Clean air?

From today, we are smoke-free.  Yay!

Smoke is just nasty: I suffer from it at home when the neighbours smoke, in the street when it’s too crowded or narrow to get past the smoker, at the railway station when three or four smokers spaced out along the platform can leave nowhere free of it, or in the bus shelter where it only takes one to drive me out into the rain.

But wait a minute!  The smoking ban doesn’t affect any of those smokers.  They’re all in their own homes or outdoors.  It might even make it worse, if smokers who would otherwise be indoors are instead fouling the street.

Is there anywhere it will help?  Smokers have been a major blight on my life, from the misery of the school bus, to the three of my jobs that they’ve made a misery (one involved smokers in the same open-plan office, the other two involved it drifting from the smokers’ own).  A pub or restaurant meal can be ruined by them.  And I haven’t been to the cinema in a quarter century, after a very nasty experience in my teens.

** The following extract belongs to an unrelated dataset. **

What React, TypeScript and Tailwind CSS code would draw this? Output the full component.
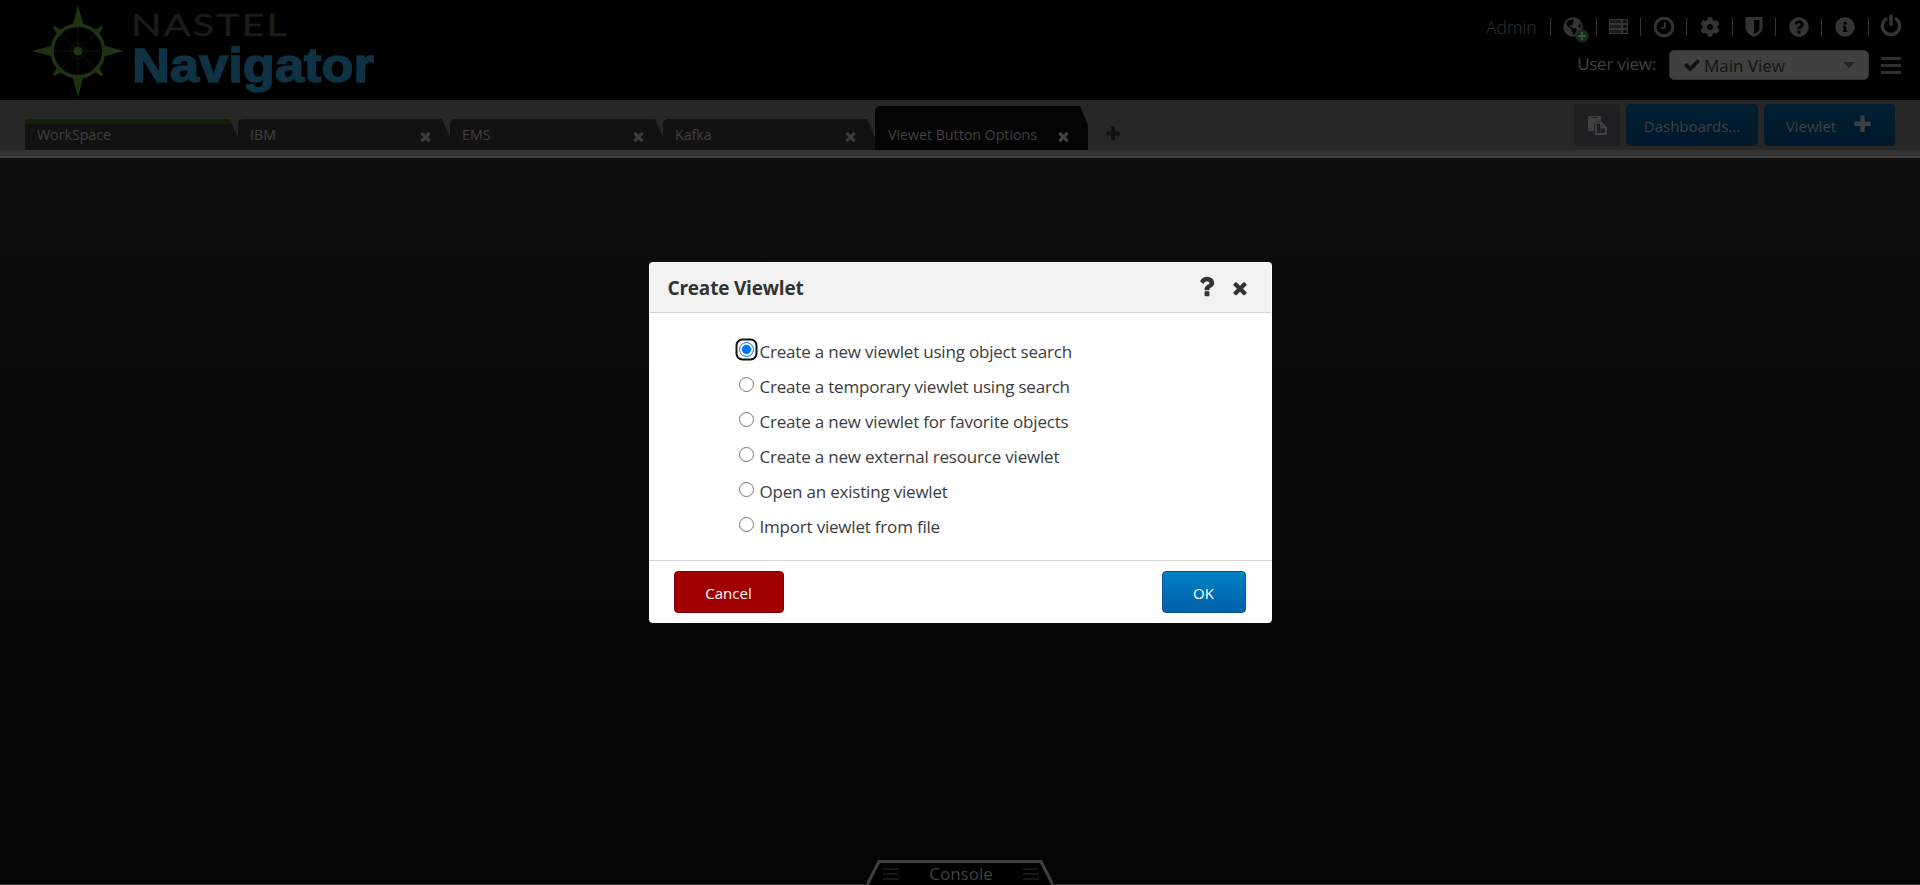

But that’s really a battle that’s already won, in the UK at least.  Some pubs and restaurants are still foul, but others are smoke-free and perfectly pleasant.  The station or bus stop may still be grotty, but where it really matters, on the bus or train itself, isn’t.  Places of entertainment are free of it.  Whereas in my youth, avoiding smokers meant severely cramping the social life, nowadays there are ample choices to accommodate both smokers and decent people.

On the other hand, I really would like to get rid of some of the other pollution that afflicts our air.  It was back in the ’80s – when smoking was still a very serious problem in many places – that I first concluded that motor vehicle emissions were actually a worse problem than tobacco smoke.  In the intervening 20 years, that’s just got worse while smokers have retreated.  It seems absurd to ban the minor problem of tobacco smoke while leaving drivers free to pollute on a global scale.  And don’t get me started on bonfires and wood smoke, which in afflicted places are an order of magnitude worse than any of the other nuisances.

Now, if they’d ban it from the home, that would be much more useful.  If I could sue the neighbours every time they make my flat stink, I’d …. lead a life blighted by petty conflict.  Yeah, great.  Smokers rights are not something I’m about to make a stand for, but this ban seems to lack a sense of proportion, as well as being near-useless.

Posted on June 30, 2007, in health, rants, smoking ban, uk. Bookmark the permalink. 5 Comments.

  1. My understanding is that the ban does cover open railway station platforms (and, I guess, bus shelters are classed as enclosed public spaces too), and our regional train outfit has put up lots of notices to this effect to fulfil their statutory duty. See also

    In practice, I doubt smokers will take a lot of notice of them and I, for one, will not be challenging a smoker on a remote railway platform in the bog end of nowhere when he or she decides to light up.

    Of course I could avoid this particular curse by getting into my never-smoked-in car and inflicting all those nasty fumes on everyone (although, apart from CO2, car exhausts are a damned sight cleaner now than they’ve ever been before)…sometimes you just can’t win!

  2. With car fumes, bad as they are, catalytic converters remove the worst pollutants (except for Diesel particulates which are carcinogenic) and the rest dissipate into the wider atmosphere. The trouble with smoking conducted inside enclosed pubic spaces is that the smoke is not dipsersed, and becomes more and more concentrated the longer more people smoke indoors. Apart from it tasting like sour bile, the acrid smell of tobacco smoke is just a straight turn-off.

  3. fifthdecade: of course smoke is foul. My point is it’s already become so much easier to avoid in public places.

    I said I detest smoke creeping into my home, which it’s done rather a lot in recent weeks, possibly due to weather conditions pushing it this way (and since I work from home, that means I get to sit in a smoky office, which this law supposedly prevents).

    But my home is also on a rather narrow road, where cars have to slow right down, wait, and manoeuvre just to pass each other. Cars doing that (and parking) bring a richer cocktail of very nasty fumes into the home than anything from the smokers. Volatile hydrocarbons are worse than diesel particulates.

    And the film of black grime on every windowsill a couple of weeks from cleaning it bears witness to something nasty.

  4. Update from the railway platform in the bog end of nowhere: no smokers observed on the platform in either direction today. Usually there are at least one or two. Maybe I’ve just been lucky, the Brits ain’t usually THAT law abiding.